Wednesday, August 1, 2007


Mike McConnell to Arlen Specter, Gonzales Was Talking About Something Far Worse Than TSP

Yesterday, as part of an effort to spring Alberto Gonzales from perjury charges, Director of National Intelligence Mike McConnell sent Arlen Specter a letter stating that the Terrorist Surveillance Program, publicly acknowledged by the President and described in December of 2005, was merely “one particular aspect” of the NSA’s domestic spying program “and nothing more.” ThinkProgress has CNN video of Specter's interview by Wolf Blitzer. Dan Eggen has provided a fuller explanation of McConnell's letter in this morning's Washington Post.

President Bush authorized a series of secret surveillance activities under a single executive order in late 2001. . . . a name routinely used by the administration -- the Terrorist Surveillance Program -- applied only to "one particular aspect of these activities, and nothing more."

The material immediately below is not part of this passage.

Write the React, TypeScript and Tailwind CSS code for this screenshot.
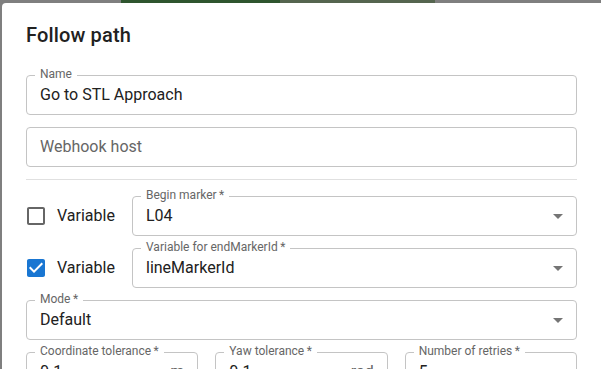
import React from 'react';

const ArrowDrop: React.FC = () => (
    <svg viewBox="0 0 24 24" className="h-6 w-6 shrink-0 fill-[rgba(0,0,0,0.54)]">
        <path d="M7 10l5 5 5-5z" />
    </svg>
);

const Check: React.FC<{checked?: boolean}> = ({checked}) => (
    <svg viewBox="0 0 24 24" className={`h-6 w-6 shrink-0 -ml-[2px] ${checked ? 'fill-[#1976d2]' : 'fill-[rgba(0,0,0,0.6)]'}`}>
        {checked ? (
            <path d="M19 3H5c-1.11 0-2 .9-2 2v14c0 1.1.89 2 2 2h14c1.1 0 2-.9 2-2V5c0-1.1-.89-2-2-2zm-9 14l-5-5 1.41-1.41L10 14.17l7.59-7.59L19 8l-9 9z" />
        ) : (
            <path d="M19 5v14H5V5h14m0-2H5c-1.11 0-2 .9-2 2v14c0 1.1.89 2 2 2h14c1.1 0 2-.9 2-2V5c0-1.1-.9-2-2-2z" />
        )}
    </svg>
);

type FieldProps = {
    label?: string;
    value?: string;
    placeholder?: string;
    select?: boolean;
    unit?: string;
    className?: string;
};

const Field: React.FC<FieldProps> = ({label, value, placeholder, select, unit, className = ''}) => (
    <div className={`relative flex h-[40px] items-center rounded-[4px] border border-[#c4c4c4] pl-[13px] ${select ? 'pr-[6px]' : 'pr-[13px]'} ${className}`}>
        {label && (
            <span className="absolute left-[8px] top-[-9px] bg-white px-[5px] text-[12px] leading-[14px] text-[#666666] whitespace-nowrap">
                {label}
            </span>
        )}
        {placeholder ? (
            <span className="flex-1 text-[16px] text-[#666666]">{placeholder}</span>
        ) : (
            <span className="flex-1 text-[16px] text-[#212121]">{value}</span>
        )}
        {unit && <span className="text-[16px] text-[#666666]">{unit}</span>}
        {select && <ArrowDrop />}
    </div>
);

const VariableRow: React.FC<{checked?: boolean; label: string; value: string}> = ({checked, label, value}) => (
    <div className="flex items-center">
        <div className="flex w-[106px] items-center gap-[9px]">
            <Check checked={checked} />
            <span className="text-[16px] text-[#212121]">Variable</span>
        </div>
        <Field className="flex-1" label={label} value={value} select />
    </div>
);

export default function App() {
    return (
        <div className="flex h-[369px] w-[601px] flex-col overflow-hidden bg-[#7f7f7f] font-['Roboto',sans-serif]">
            <div className="flex h-[3px] shrink-0 pl-[121px]">
                <div className="w-[159px] bg-[#2f552f]" />
                <div className="w-[155px] bg-[#55654f]" />
            </div>
            <div className="ml-[2px] flex-1 rounded-tl-[4px] bg-white">
                <h2 className="px-[24px] pt-[16px] text-[20px] font-medium leading-[32px] tracking-[0.15px] text-[#212121]">
                    Follow path
                </h2>
                <div className="flex flex-col gap-[12px] px-[24px] pt-[24px]">
                    <Field label="Name" value="Go to STL Approach" />
                    <Field placeholder="Webhook host" />
                    <div className="h-px bg-[#e0e0e0]" />
                    <div className="mt-[4px] flex flex-col gap-[12px]">
                        <VariableRow label={'Begin marker\u2009*'} value="L04" />
                        <VariableRow checked label={'Variable for endMarkerId\u2009*'} value="lineMarkerId" />
                        <Field label={'Mode\u2009*'} value="Default" select />
                        <div className="grid grid-cols-3 gap-[17px]">
                            <Field label={'Coordinate tolerance\u2009*'} value="0.1" unit="m" />
                            <Field label={'Yaw tolerance\u2009*'} value="0.1" unit="rad" />
                            <Field label={'Number of retries\u2009*'} value="5" />
                        </div>
                    </div>
                </div>
            </div>
        </div>
    );
}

"This is the only aspect of the NSA activities that can be discussed publicly, because it is the only aspect of those various activities whose existence has been officially acknowledged," McConnell said.
The administration is trying to give the impression that the Ashcroft Justice Department found one of the other aspects of the President's domestic spying program objectionable. That still unacknowledged program was at the heart of the now famous hospital visit. The administration is asking us to believe that Gonzales was telling the truth.

I am going to ask a question I haven't seen in the news media. Assume McConnell is telling the truth, how odious are those other secret programs if at least one of them was considered more controversial by loyal Bushies than the Terrorist Surveillance Program? Here is a follow up question you won't see asked by the MSM. Can either a free society or the Constitution survive as long as such programs exist unsupervised? After all the U.S. Patriot act has already repealed Habeas Corpus. What's next? Argentina style disappearances? Star Chamber Courts? The disbanding of Congress?

Maybe all the snark is right. Maybe America under George W. Bush is just a giant banana Republic.